Writing a post about Mike and Doug Starn known as the Starn Twins, is not easy as the two defy categorization. Identical twins born in 1961, who graduated from School of the Museum of Fine Arts in Boston in 1985, Mike and Doug Starn best known for their photographs. They have combined their innovations in photographic technique with sculpture, science, video, and installation art. What is central to their art is how they work together and share a common vision for their work. One doesn't try to outdo the other, the work together to achieve work that hasn’t been seen before in the photographic world.
Their interest in organic structures has lead them to photograph moths, trees, leaves, and snowflakes that are photographed in large scale and often taking up an entire wall.They made their debut at the critically acclaimed show in the 1987 Whitney Biennial and have gone on to exhibit in major shows at museums worldwide.
Their exquisitely produced book, Attracted to Light (now sadly out of print), brings their black and white photographs of moths into view showing the Starns’ conceptual portrait series of the nocturnal moths’ journey and the seeming gravitational force that light has over them. (from book jacket).

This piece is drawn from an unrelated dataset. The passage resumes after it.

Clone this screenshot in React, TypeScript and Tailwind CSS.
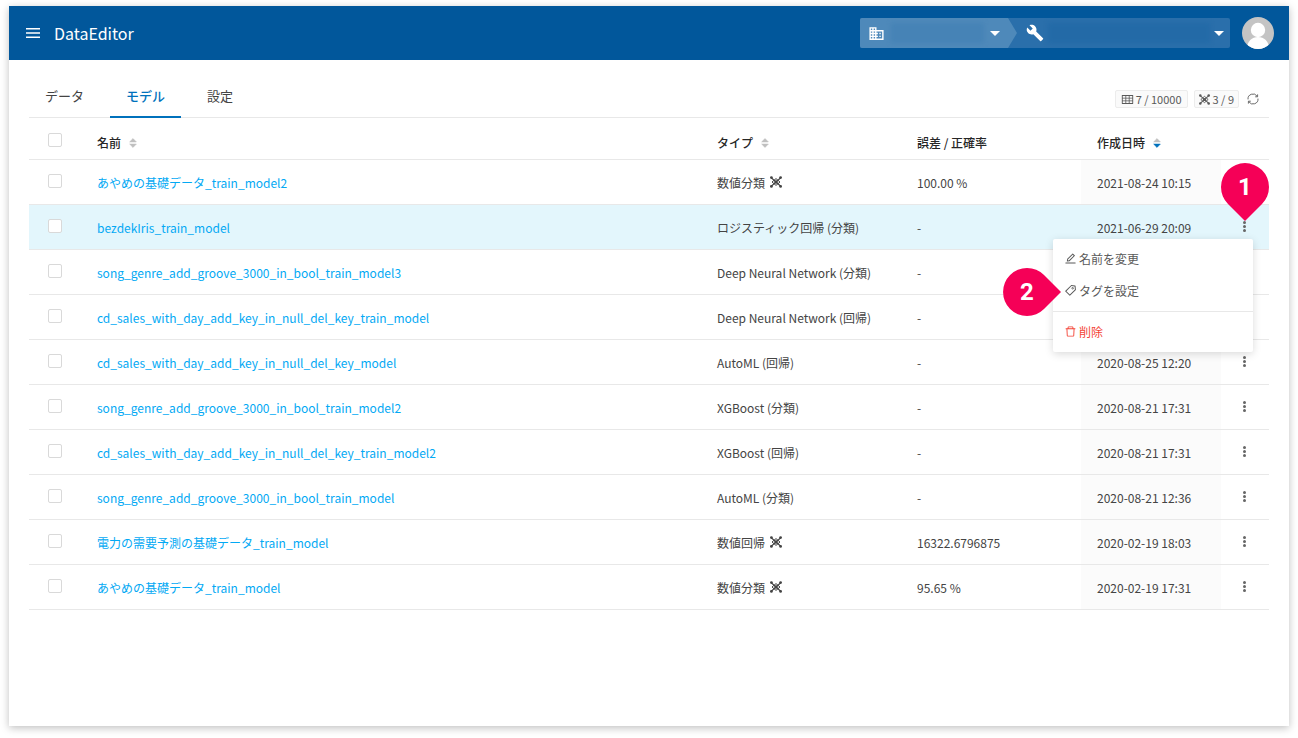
import React from 'react';
import { AiOutlineDelete, AiOutlineEdit, AiOutlineTable, AiOutlineTag } from 'react-icons/ai';
import { MdBuild, MdDomain } from 'react-icons/md';

interface Model {
  name: string;
  type: string;
  network?: boolean;
  score: string;
  createdAt?: string;
  selected?: boolean;
}

const models: Model[] = [
  { name: 'あやめの基礎データ_train_model2', type: '数値分類', network: true, score: '100.00 %', createdAt: '2021-08-24 10:15' },
  { name: 'bezdekIris_train_model', type: 'ロジスティック回帰 (分類)', score: '-', createdAt: '2021-06-29 20:09', selected: true },
  { name: 'song_genre_add_groove_3000_in_bool_train_model3', type: 'Deep Neural Network (分類)', score: '-' },
  { name: 'cd_sales_with_day_add_key_in_null_del_key_train_model', type: 'Deep Neural Network (回帰)', score: '-' },
  { name: 'cd_sales_with_day_add_key_in_null_del_key_model', type: 'AutoML (回帰)', score: '-', createdAt: '2020-08-25 12:20' },
  { name: 'song_genre_add_groove_3000_in_bool_train_model2', type: 'XGBoost (分類)', score: '-', createdAt: '2020-08-21 17:31' },
  { name: 'cd_sales_with_day_add_key_in_null_del_key_train_model2', type: 'XGBoost (回帰)', score: '-', createdAt: '2020-08-21 17:31' },
  { name: 'song_genre_add_groove_3000_in_bool_train_model', type: 'AutoML (分類)', score: '-', createdAt: '2020-08-21 12:36' },
  { name: '電力の需要予測の基礎データ_train_model', type: '数値回帰', network: true, score: '16322.6796875', createdAt: '2020-02-19 18:03' },
  { name: 'あやめの基礎データ_train_model', type: '数値分類', network: true, score: '95.65 %', createdAt: '2020-02-19 17:31' },
];

const NetworkIcon = ({ className }: { className: string }) => (
  <svg viewBox="0 0 12 12" className={className} fill="none" stroke="currentColor" aria-hidden="true">
    <path d="M1 1.5l10 9M11 1.5l-10 9" strokeWidth="1.1" />
    <path d="M6 2.6L10 6 6 9.4 2 6z" strokeWidth="1" />
    <circle cx="6" cy="6" r="1.7" fill="currentColor" stroke="none" />
    <g fill="currentColor" stroke="none">
      <circle cx="1.4" cy="1.6" r="1.4" />
      <circle cx="10.6" cy="1.6" r="1.4" />
      <circle cx="1.4" cy="10.4" r="1.4" />
      <circle cx="10.6" cy="10.4" r="1.4" />
    </g>
  </svg>
);

const ReloadIcon = () => (
  <svg viewBox="0 0 12 12" className="w-3 h-3" fill="none" stroke="currentColor" strokeWidth="0.9" aria-hidden="true">
    <path d="M1 6.4A5 5 0 0 1 10.2 3.3M11 5.6A5 5 0 0 1 1.8 8.7" />
    <path d="M10.6 1.4v2.4H8.2M1.4 10.6V8.2h2.4" />
  </svg>
);

const SortIcon = ({ desc }: { desc?: boolean }) => (
  <svg viewBox="0 0 8 10" className="w-2 h-2.5" strokeLinejoin="round" strokeWidth="0.6" aria-hidden="true">
    <path d="M4 0.6L7.3 3.9H0.7z" fill="#bfbfbf" stroke="#bfbfbf" />
    <path d="M4 9.4L7.3 6.1H0.7z" fill={desc ? '#0071bc' : '#bfbfbf'} stroke={desc ? '#0071bc' : '#bfbfbf'} />
  </svg>
);

const Caret = () => (
  <svg viewBox="0 0 10 5" className="w-2.5 h-[5px] shrink-0" fill="currentColor" aria-hidden="true">
    <path d="M0 0h10L5 5z" />
  </svg>
);

const Checkbox = ({ label }: { label: string }) => (
  <input
    type="checkbox"
    aria-label={label}
    className="appearance-none block w-3.5 h-3.5 ml-[3px] mb-0.5 bg-white border border-[#d9d9d9] rounded-xs checked:bg-[#0071bc]"
  />
);

const Header = () => (
  <header className="h-[54px] bg-[#01579b] text-white flex items-center justify-between pl-[17px] pr-[15px]">
    <div className="flex items-center gap-3.5">
      <button type="button" aria-label="メニュー">
        <svg viewBox="0 0 14 10" className="w-3.5 h-2.5" fill="currentColor" aria-hidden="true">
          <path d="M0 0h14v1.6H0zM0 4.2h14v1.6H0zM0 8.4h14V10H0z" />
        </svg>
      </button>
      <h1 className="text-base">DataEditor</h1>
    </div>
    <div className="flex items-center gap-3">
      <div className="flex h-[30px] rounded-xs overflow-hidden bg-[#2a6fab]">
        <button
          type="button"
          aria-label="組織"
          className="w-[157px] bg-[#4e89ba] flex items-center gap-1.5 pl-2 pr-[17px] [clip-path:polygon(0_0,148px_0,100%_50%,148px_100%,0_100%)]"
        >
          <MdDomain className="w-[17px] h-[17px] shrink-0" />
          <span className="flex-1 h-5 bg-[#4683b6] blur-[2px]" />
          <Caret />
        </button>
        <button type="button" aria-label="プロジェクト" className="w-[213px] flex items-center gap-1 pl-[9px] pr-1.5">
          <MdBuild className="w-[18px] h-[18px] shrink-0" />
          <span className="flex-1 h-5 bg-[#236aa7] blur-[2px]" />
          <Caret />
        </button>
      </div>
      <button type="button" aria-label="アカウント" className="w-8 h-8 rounded-full overflow-hidden">
        <svg viewBox="0 0 32 32" className="w-8 h-8" aria-hidden="true">
          <rect width="32" height="32" fill="#c4c4c4" />
          <circle cx="16" cy="13" r="7.2" fill="#fff" />
          <path d="M5 32c0-8 5-12 11-12s11 4 11 12z" fill="#fff" />
        </svg>
      </button>
    </div>
  </header>
);

const Pin = ({ number, className, shape }: { number: number; className: string; shape: string }) => (
  <div className={`absolute w-12 h-12 flex items-center justify-center ${className}`}>
    <svg viewBox="0 0 48 48" className="absolute w-12 h-12 overflow-visible" aria-hidden="true">
      <path d={shape} fill="#f50057" />
    </svg>
    <span className="relative text-white text-2xl font-bold [font-family:Roboto,sans-serif]">{number}</span>
  </div>
);

const RowMenu = () => (
  <div className="absolute right-4 top-[34px] z-10 w-[200px] py-1 bg-white rounded-xs shadow-[0_2px_8px_rgba(0,0,0,0.15)] text-[#595959]">
    <button type="button" className="w-full h-8 px-[11px] flex items-center gap-0.5">
      <AiOutlineEdit className="w-[13px] h-[13px]" />
      名前を変更
    </button>
    <button type="button" className="w-full h-8 px-[11px] flex items-center gap-0.5">
      <AiOutlineTag className="w-[13px] h-[13px]" />
      タグを設定
    </button>
    <hr className="my-1 border-[#e8e8e8]" />
    <button type="button" className="w-full h-8 px-[11px] flex items-center gap-0.5 text-[#f44336]">
      <AiOutlineDelete className="w-[13px] h-[13px]" />
      削除
    </button>
    <Pin
      number={2}
      className="-left-[50px] top-[29px]"
      shape="M58 24L41 41A24 24 0 1 1 41 7z"
    />
  </div>
);

const ModelRow = ({ model }: { model: Model }) => (
  <tr className={`h-[45px] border-b border-[#e8e8e8] ${model.selected ? 'bg-[#e3f6fc]' : ''}`}>
    <td className="px-4">
      <Checkbox label={`${model.name}を選択`} />
    </td>
    <td className="px-4 pt-0.5">
      <a href="#" className="text-[#03a9f4]">{model.name}</a>
    </td>
    <td className="px-4 pt-0.5">
      <span className="flex items-center gap-[5px]">
        {model.type}
        {model.network && <NetworkIcon className="w-3 h-3 mb-0.5" />}
      </span>
    </td>
    <td className="px-4 pt-0.5">{model.score}</td>
    <td className={`px-4 pt-0.5 ${model.selected ? '' : 'bg-[#fbfbfb]'}`}>{model.createdAt}</td>
    <td className="relative">
      <button type="button" aria-label="操作" className="flex flex-col items-center gap-px w-full pr-px">
        <span className="w-[3px] h-[3px] rounded-full bg-[#666]" />
        <span className="w-[3px] h-[3px] rounded-full bg-[#666]" />
        <span className="w-[3px] h-[3px] rounded-full bg-[#666]" />
      </button>
      {model.selected && (
        <>
          <Pin number={1} className="left-0 -top-[42px]" shape="M24 58L7 41A24 24 0 1 1 41 41z" />
          <RowMenu />
        </>
      )}
    </td>
  </tr>
);

const App: React.FC = () => {
  return (
    <div className="min-h-screen bg-white pt-1.5 px-[9px] pb-3 flex flex-col text-xs text-[#444] [font-family:'Noto_Sans_CJK_JP',sans-serif]">
      <div className="flex-1 flex flex-col bg-white shadow-[0_2px_8px_rgba(0,0,0,0.25)]">
        <Header />
        <main className="flex-1 px-5 pt-[18px]">
          <div className="h-10 border-b border-[#e8e8e8] flex items-start justify-between">
            <nav className="flex gap-2.5 text-[13px]">
              <button type="button" className="h-10 px-4 pb-1">データ</button>
              <button type="button" className="h-10 px-4 pb-0.5 border-b-2 border-[#0071bc] text-[#0071bc] font-medium">モデル</button>
              <button type="button" className="h-10 px-4 pb-1">設定</button>
            </nav>
            <div className="flex items-center gap-1.5 mt-3 text-[11px] text-[#595959]">
              <span className="h-[18px] px-[5px] flex items-center gap-0.5 bg-[#fafafa] border border-[#ececec] rounded-xs">
                <AiOutlineTable className="w-[13px] h-[13px]" />
                7 / 10000
              </span>
              <span className="h-[18px] px-1 flex items-center gap-[3px] bg-[#fafafa] border border-[#ececec] rounded-xs">
                <NetworkIcon className="w-[11px] h-[11px]" />
                3 / 9
              </span>
              <button type="button" aria-label="更新" className="ml-0.5 mr-2.5">
                <ReloadIcon />
              </button>
            </div>
          </div>
          <table className="w-full table-fixed text-left">
            <colgroup>
              <col className="w-[52px]" />
              <col />
              <col className="w-[200px]" />
              <col className="w-[180px]" />
              <col className="w-[140px]" />
              <col className="w-12" />
            </colgroup>
            <thead>
              <tr className="h-[41px] border-b border-[#e8e8e8] text-[#262626]">
                <th className="px-4 pt-1.5">
                  <Checkbox label="すべて選択" />
                </th>
                <th className="px-4 pt-2.5 font-medium">
                  <button type="button" className="flex items-center gap-2">名前<SortIcon /></button>
                </th>
                <th className="px-4 pt-2.5 font-medium">
                  <button type="button" className="flex items-center gap-2">タイプ<SortIcon /></button>
                </th>
                <th className="px-4 pt-2.5 font-medium">誤差 / 正確率</th>
                <th className="px-4 pt-2.5 font-medium">
                  <button type="button" className="flex items-center gap-2">作成日時<SortIcon desc /></button>
                </th>
                <th />
              </tr>
            </thead>
            <tbody>
              {models.map((model) => (
                <ModelRow key={model.name} model={model} />
              ))}
            </tbody>
          </table>
        </main>
      </div>
    </div>
  );
};

export default App;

Conceptualization lead to their show Big Bambú: You Can't, You Don't, and you Won't Stop, took place on the roof of The Metropolitan Museum of Art between April and October 2010. This show brought in an astounding number of visitors with over 3,000 viewers per day. In 2011 Big Bambú continued above the Grand Canal as an official collateral exhibition of the 54th Venice Biennale, spiraling over 50 feet high.(wikipedia)
In the fall of 2012, the brothers will exhibit Gravity of Light at the Cincinnati Art Museum that will coincide with the release of a book by the same name. Gravity of Light, will feature photographs of trees and leaves that will be illuminated by a single, blindingly bright carbon arc lamp. This carbon arc lamp is an adaptation of an 1804 model by British physicist Humphry Davy,which produces a brilliant point of light too dazzling for the naked eye. This is the 3rd installment of the show that was previously seen at the Stockholm based Färgfabriken Kunsthall Museum and premiered in the US in 2008 by The Wood Street Galleries in Pittsburgh, PA. The exhibit will coincide with the release of a book by the same name.